- _Exercise objective_:
Transcribe all of the material exactly. Any picture in it should be left out.

- _Recorded data_:
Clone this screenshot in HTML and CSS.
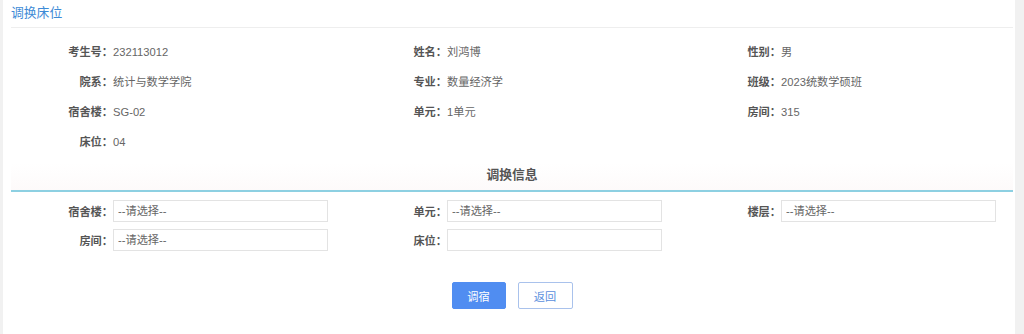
FILE: index.html
```html
<!DOCTYPE html>
<html lang="zh-CN">
<head>
<meta charset="utf-8">
<title>调换床位</title>
<link rel="stylesheet" href="styles.css">
</head>
<body>
<div class="card">
  <div class="page-title">调换床位</div>

  <div class="info-grid">
    <div class="field"><span class="label">考生号：</span><span class="value">232113012</span></div>
    <div class="field"><span class="label">姓名：</span><span class="value">刘鸿博</span></div>
    <div class="field"><span class="label">性别：</span><span class="value">男</span></div>
    <div class="field"><span class="label">院系：</span><span class="value">统计与数学学院</span></div>
    <div class="field"><span class="label">专业：</span><span class="value">数量经济学</span></div>
    <div class="field"><span class="label">班级：</span><span class="value">2023统数学硕班</span></div>
    <div class="field"><span class="label">宿舍楼：</span><span class="value">SG-02</span></div>
    <div class="field"><span class="label">单元：</span><span class="value">1单元</span></div>
    <div class="field"><span class="label">房间：</span><span class="value">315</span></div>
    <div class="field"><span class="label">床位：</span><span class="value">04</span></div>
  </div>

  <div class="section-title">调换信息</div>

  <div class="form-grid">
    <div class="form-field"><span class="label">宿舍楼：</span><select class="picker"><option>--请选择--</option></select></div>
    <div class="form-field"><span class="label">单元：</span><select class="picker"><option>--请选择--</option></select></div>
    <div class="form-field"><span class="label">楼层：</span><select class="picker"><option>--请选择--</option></select></div>
    <div class="form-field"><span class="label">房间：</span><select class="picker"><option>--请选择--</option></select></div>
    <div class="form-field"><span class="label">床位：</span><select class="picker"></select></div>
  </div>

  <div class="actions">
    <button class="btn btn-primary">调宿</button>
    <button class="btn btn-default">返回</button>
  </div>
</div>
</body>
</html>
```

FILE: styles.css
```css
html, body {
  margin: 0;
  padding: 0;
}
body {
  background: #f1f1f1;
  font-family: "Liberation Sans", "Noto Sans CJK SC", sans-serif;
  font-size: 11.2px;
  color: #666;
}
.card {
  margin-left: 3px;
  width: 1012px;
  min-height: 334px;
  box-sizing: border-box;
  padding: 0 2px 0 8px;
  background: #fff;
}
.page-title {
  padding: 3px 0 4px;
  line-height: 20px;
  font-size: 12.8px;
  color: #3d8ad6;
  border-bottom: 1px solid #eeeeee;
}
.info-grid {
  margin-top: 9px;
  display: grid;
  grid-template-columns: repeat(3, 334px);
}
.field {
  display: flex;
  line-height: 30px;
}
.label {
  width: 102px;
  flex: none;
  text-align: right;
  font-weight: bold;
  color: #555;
}
.value {
  color: #666;
}
.section-title {
  margin-top: 6px;
  padding-bottom: 3px;
  line-height: 24px;
  text-align: center;
  font-size: 12.8px;
  font-weight: bold;
  color: #555;
  border-bottom: 2px solid #8dd0e2;
  background: linear-gradient(#ffffff, #fdfafa);
}
.form-grid {
  margin-top: 8px;
  display: grid;
  grid-template-columns: repeat(3, 334px);
  row-gap: 7px;
}
.form-field {
  display: flex;
  align-items: center;
}
.picker {
  -webkit-appearance: none;
  appearance: none;
  width: 215px;
  height: 22px;
  box-sizing: border-box;
  margin: 0;
  padding: 0 4px;
  border: 1px solid #e3e3e3;
  border-radius: 0;
  background: #fff;
  font-family: "Liberation Sans", "Noto Sans CJK SC", sans-serif;
  font-size: 11.2px;
  color: #666;
}
.actions {
  margin-top: 31px;
  display: flex;
  justify-content: center;
  gap: 12px;
}
.btn {
  width: 54px;
  height: 27px;
  box-sizing: border-box;
  border-radius: 2px;
  font-family: "Liberation Sans", "Noto Sans CJK SC", sans-serif;
  font-size: 11.2px;
  padding: 0;
  cursor: pointer;
}
.btn-primary {
  background: #508df1;
  border: 1px solid #508df1;
  color: #fff;
}
.btn-default {
  width: 55px;
  background: #fff;
  border: 1px solid #a9c2ec;
  color: #5b8fdd;
}
```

- _Completed exercise_:
Clone this screenshot in HTML and CSS.
FILE: index.html
```html
<!DOCTYPE html>
<html lang="zh-CN">
<head>
<meta charset="utf-8">
<title>调换床位</title>
<link rel="stylesheet" href="styles.css">
</head>
<body>
<div class="card">
  <div class="page-title">调换床位</div>

  <div class="info-grid">
    <div class="field"><span class="label">考生号：</span><span class="value">232113012</span></div>
    <div class="field"><span class="label">姓名：</span><span class="value">刘鸿博</span></div>
    <div class="field"><span class="label">性别：</span><span class="value">男</span></div>
    <div class="field"><span class="label">院系：</span><span class="value">统计与数学学院</span></div>
    <div class="field"><span class="label">专业：</span><span class="value">数量经济学</span></div>
    <div class="field"><span class="label">班级：</span><span class="value">2023统数学硕班</span></div>
    <div class="field"><span class="label">宿舍楼：</span><span class="value">SG-02</span></div>
    <div class="field"><span class="label">单元：</span><span class="value">1单元</span></div>
    <div class="field"><span class="label">房间：</span><span class="value">315</span></div>
    <div class="field"><span class="label">床位：</span><span class="value">04</span></div>
  </div>

  <div class="section-title">调换信息</div>

  <div class="form-grid">
    <div class="form-field"><span class="label">宿舍楼：</span><select class="picker"><option>--请选择--</option></select></div>
    <div class="form-field"><span class="label">单元：</span><select class="picker"><option>--请选择--</option></select></div>
    <div class="form-field"><span class="label">楼层：</span><select class="picker"><option>--请选择--</option></select></div>
    <div class="form-field"><span class="label">房间：</span><select class="picker"><option>--请选择--</option></select></div>
    <div class="form-field"><span class="label">床位：</span><select class="picker"></select></div>
  </div>

  <div class="actions">
    <button class="btn btn-primary">调宿</button>
    <button class="btn btn-default">返回</button>
  </div>
</div>
</body>
</html>
```

FILE: styles.css
```css
html, body {
  margin: 0;
  padding: 0;
}
body {
  background: #f1f1f1;
  font-family: "Liberation Sans", "Noto Sans CJK SC", sans-serif;
  font-size: 11.2px;
  color: #666;
}
.card {
  margin-left: 3px;
  width: 1012px;
  min-height: 334px;
  box-sizing: border-box;
  padding: 0 2px 0 8px;
  background: #fff;
}
.page-title {
  padding: 3px 0 4px;
  line-height: 20px;
  font-size: 12.8px;
  color: #3d8ad6;
  border-bottom: 1px solid #eeeeee;
}
.info-grid {
  margin-top: 9px;
  display: grid;
  grid-template-columns: repeat(3, 334px);
}
.field {
  display: flex;
  line-height: 30px;
}
.label {
  width: 102px;
  flex: none;
  text-align: right;
  font-weight: bold;
  color: #555;
}
.value {
  color: #666;
}
.section-title {
  margin-top: 6px;
  padding-bottom: 3px;
  line-height: 24px;
  text-align: center;
  font-size: 12.8px;
  font-weight: bold;
  color: #555;
  border-bottom: 2px solid #8dd0e2;
  background: linear-gradient(#ffffff, #fdfafa);
}
.form-grid {
  margin-top: 8px;
  display: grid;
  grid-template-columns: repeat(3, 334px);
  row-gap: 7px;
}
.form-field {
  display: flex;
  align-items: center;
}
.picker {
  -webkit-appearance: none;
  appearance: none;
  width: 215px;
  height: 22px;
  box-sizing: border-box;
  margin: 0;
  padding: 0 4px;
  border: 1px solid #e3e3e3;
  border-radius: 0;
  background: #fff;
  font-family: "Liberation Sans", "Noto Sans CJK SC", sans-serif;
  font-size: 11.2px;
  color: #666;
}
.actions {
  margin-top: 31px;
  display: flex;
  justify-content: center;
  gap: 12px;
}
.btn {
  width: 54px;
  height: 27px;
  box-sizing: border-box;
  border-radius: 2px;
  font-family: "Liberation Sans", "Noto Sans CJK SC", sans-serif;
  font-size: 11.2px;
  padding: 0;
  cursor: pointer;
}
.btn-primary {
  background: #508df1;
  border: 1px solid #508df1;
  color: #fff;
}
.btn-default {
  width: 55px;
  background: #fff;
  border: 1px solid #a9c2ec;
  color: #5b8fdd;
}
```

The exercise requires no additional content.